Когда с медведя начали снимать шкуру, возникло неожиданное осложнение. Скурихин хотел вырезать у убитого зверя гортань и язык, а Кивъяна резко запротестовал. Он имел на это право: по Обычаю эскимосов и береговых чукчей, медведь принадлежит тому, кто его первый увидел, а не тому, кто его убил. Скурихин стал уговаривать Кивъяну, но эскимос ничего не хотел слушать и горячился. Пришлось мне вмешаться, чтобы помирить их. Дело в том, что эскимосы, убивая медведя, обязательно привозят его голову домой, где убитому воздаются почести.

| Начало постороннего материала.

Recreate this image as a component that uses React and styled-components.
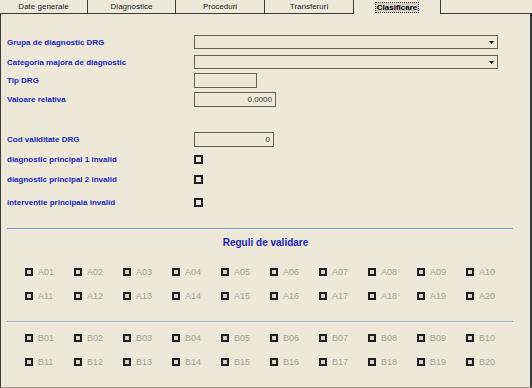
import styled, { createGlobalStyle } from "styled-components";

const GlobalStyle = createGlobalStyle`
  html, body {
    margin: 0;
    padding: 0;
    background: #ece9d8;
  }
  body {
    font-family: "Liberation Sans", Arial, sans-serif;
  }
`;

const Window = styled.div`
  width: 532px;
  height: 388px;
  display: flex;
  flex-direction: column;
  background: #ece9d8;
  overflow: hidden;
`;

const TabBar = styled.div`
  display: flex;
  height: 14px;
  flex-shrink: 0;
`;

const Tab = styled.div`
  width: ${(p) => p.$w}px;
  box-sizing: border-box;
  display: flex;
  align-items: center;
  justify-content: center;
  font-size: 8px;
  color: #1a1a1a;
  border-right: 1px solid #3a3a3a;
  border-bottom: ${(p) => (p.$active ? "none" : "1px solid #3a3a3a")};
  font-weight: ${(p) => (p.$active ? 700 : 400)};
  padding-top: ${(p) => (p.$active ? "1px" : "0")};
`;

const FocusLabel = styled.span`
  background: #d3cfc2;
  outline: 1px dotted #333;
  padding: 0 1px;
  line-height: 9px;
  color: #000;
`;

const TabFill = styled.div`
  flex: 1;
  border-bottom: 1px solid #3a3a3a;
`;

const Panel = styled.div`
  flex: 1;
  box-sizing: border-box;
  border-left: 1px solid #3a3a3a;
  border-right: 2px solid #3a3a3a;
  border-bottom: 1px solid #9d9a8c;
  padding-top: 21px;
  display: flex;
  flex-direction: column;
`;

const FormRow = styled.div`
  display: grid;
  grid-template-columns: 187px auto;
  align-items: center;
  height: ${(p) => p.$h}px;
  margin-top: ${(p) => p.$mt || 0}px;
  padding-left: 6px;
`;

const Label = styled.span`
  font-size: 8px;
  font-weight: 700;
  color: #1c1cbe;
  white-space: nowrap;
`;

const Field = styled.div`
  width: ${(p) => p.$w}px;
  height: 15px;
  box-sizing: border-box;
  border: 1px solid #656153;
  display: flex;
  align-items: center;
  justify-content: flex-end;
  padding-right: 3px;
  font-size: 8px;
  color: #333;
`;

const Combo = styled.div`
  width: 304px;
  height: 14px;
  box-sizing: border-box;
  border: 1px solid #656153;
  display: flex;
  align-items: center;
  justify-content: flex-end;
  padding-right: 3px;
`;

const FormCheck = styled.div`
  width: 9px;
  height: 9px;
  box-sizing: border-box;
  border: 2px solid #1e1e1e;
  background: #ece9d8;
`;

const Separator = styled.div`
  height: 1px;
  margin: ${(p) => p.$mt}px 17px 0 6px;
  background: ${(p) => p.$color};
  box-shadow: 0 1px 0 #f7f5ee;
`;

const Title = styled.div`
  margin-top: 8px;
  height: 12px;
  line-height: 12px;
  text-align: center;
  font-size: 10px;
  font-weight: 700;
  color: #1c1cbe;
`;

const RuleGrid = styled.div`
  display: grid;
  grid-template-columns: repeat(10, 49px);
  grid-auto-rows: 12px;
  row-gap: 12px;
  margin-top: ${(p) => p.$mt}px;
  padding-left: 24px;
`;

const RuleItem = styled.div`
  display: flex;
  align-items: center;
  gap: 5px;
`;

const RuleBox = styled.div`
  width: 8px;
  height: 8px;
  box-sizing: border-box;
  border: 2px solid #1e1e1e;
  background: #d9d5c8;
`;

const RuleText = styled.span`
  font-size: 9px;
  color: #a4a195;
`;

const tabs = [
  { name: "Date generale", w: 88 },
  { name: "Diagnostice", w: 88 },
  { name: "Proceduri", w: 89 },
  { name: "Transferuri", w: 89 },
  { name: "Clasificare", w: 87, active: true },
];

const Arrow = () => (
  <svg width="5" height="3" viewBox="0 0 5 3">
    <polygon points="0,0 5,0 2.5,3" fill="#111" />
  </svg>
);

const codes = (prefix, from) =>
  Array.from({ length: 10 }, (_, i) => prefix + String(from + i).padStart(2, "0"));

function Rules({ prefix, mt }) {
  const all = [...codes(prefix, 1), ...codes(prefix, 11)];
  return (
    <RuleGrid $mt={mt}>
      {all.map((c) => (
        <RuleItem key={c}>
          <RuleBox />
          <RuleText>{c}</RuleText>
        </RuleItem>
      ))}
    </RuleGrid>
  );
}

export default function App() {
  return (
    <Window>
      <GlobalStyle />
      <TabBar>
        {tabs.map((t) => (
          <Tab key={t.name} $w={t.w} $active={t.active}>
            {t.active ? <FocusLabel>{t.name}</FocusLabel> : t.name}
          </Tab>
        ))}
        <TabFill />
      </TabBar>
      <Panel>
        <FormRow $h={14}>
          <Label>Grupa de diagnostic DRG</Label>
          <Combo>
            <Arrow />
          </Combo>
        </FormRow>
        <FormRow $h={14} $mt={6}>
          <Label>Categoria majora de diagnostic</Label>
          <Combo>
            <Arrow />
          </Combo>
        </FormRow>
        <FormRow $h={15} $mt={4}>
          <Label>Tip DRG</Label>
          <Field $w={63} />
        </FormRow>
        <FormRow $h={15} $mt={4}>
          <Label>Valoare relativa</Label>
          <Field $w={82}>0.0000</Field>
        </FormRow>
        <FormRow $h={15} $mt={25}>
          <Label>Cod validitate DRG</Label>
          <Field $w={80}>0</Field>
        </FormRow>
        <FormRow $h={14} $mt={5}>
          <Label>diagnostic principal 1 invalid</Label>
          <FormCheck />
        </FormRow>
        <FormRow $h={14} $mt={6}>
          <Label>diagnostic principal 2 invalid</Label>
          <FormCheck />
        </FormRow>
        <FormRow $h={14} $mt={9}>
          <Label>interventie principala invalid</Label>
          <FormCheck />
        </FormRow>
        <Separator $mt={19} $color="#7d90d4" />
        <Title>Reguli de validare</Title>
        <Rules prefix="A" mt={17} />
        <Separator $mt={19} $color="#9ea6c2" />
        <Rules prefix="B" mt={10} />
      </Panel>
    </Window>
  );
}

В старину голову отрезали, а потом, после пятидневного празднества, пришивали «лицо» медведя к его шкуре. Однако для сбыта такой способ не годился, поскольку шкура обесценивалась. Тогда в старый обычай внесли коррективы, и теперь шкуру снимают не отделяя ее от головы, а после праздника обдирают череп.
Мы досыта наелись вкусного, сочного мяса. И через час, нагрузив мешки добычей, бодро двинулись дальше. Шкуру нес Кивъяна. Ручей на перевале превратился в речку, и нам пришлось брести по воде против течения. Обед сварили за перевалом, на месте первой остановки после выхода из колонии. Мясо съели полусырым, так как керосин в примусе кончился.
Туман начал быстро рассеиваться, но через час стал, плотнее прежнего. На дне балок ручьи, которые мы раньше спокойно переходили, превратились в настоящие потоки. В некоторых местах они разлились на 30–50 метров, достигая глубины полутора метров и заполняя все дно балок. Перебираемся через них с трудом, течение настолько быстрое что мы еле держимся на ногах, коченеющих от холода. Кажется, весь остров, как губка, пропитался водой и больше принять ее не может. В какую сторону ни пойти — всюду вода- будь то склон или ровная возвышенность — все равно вода по щиколотку. Нет ни одного сухого местечка, где бы можно было присесть и отдохнуть. Изнемогая под ношей вспотевшие, в совершенно промокшей обуви, мы садимся прямо в воду, чтобы хоть на пять минут дать отдых ногам и плечам.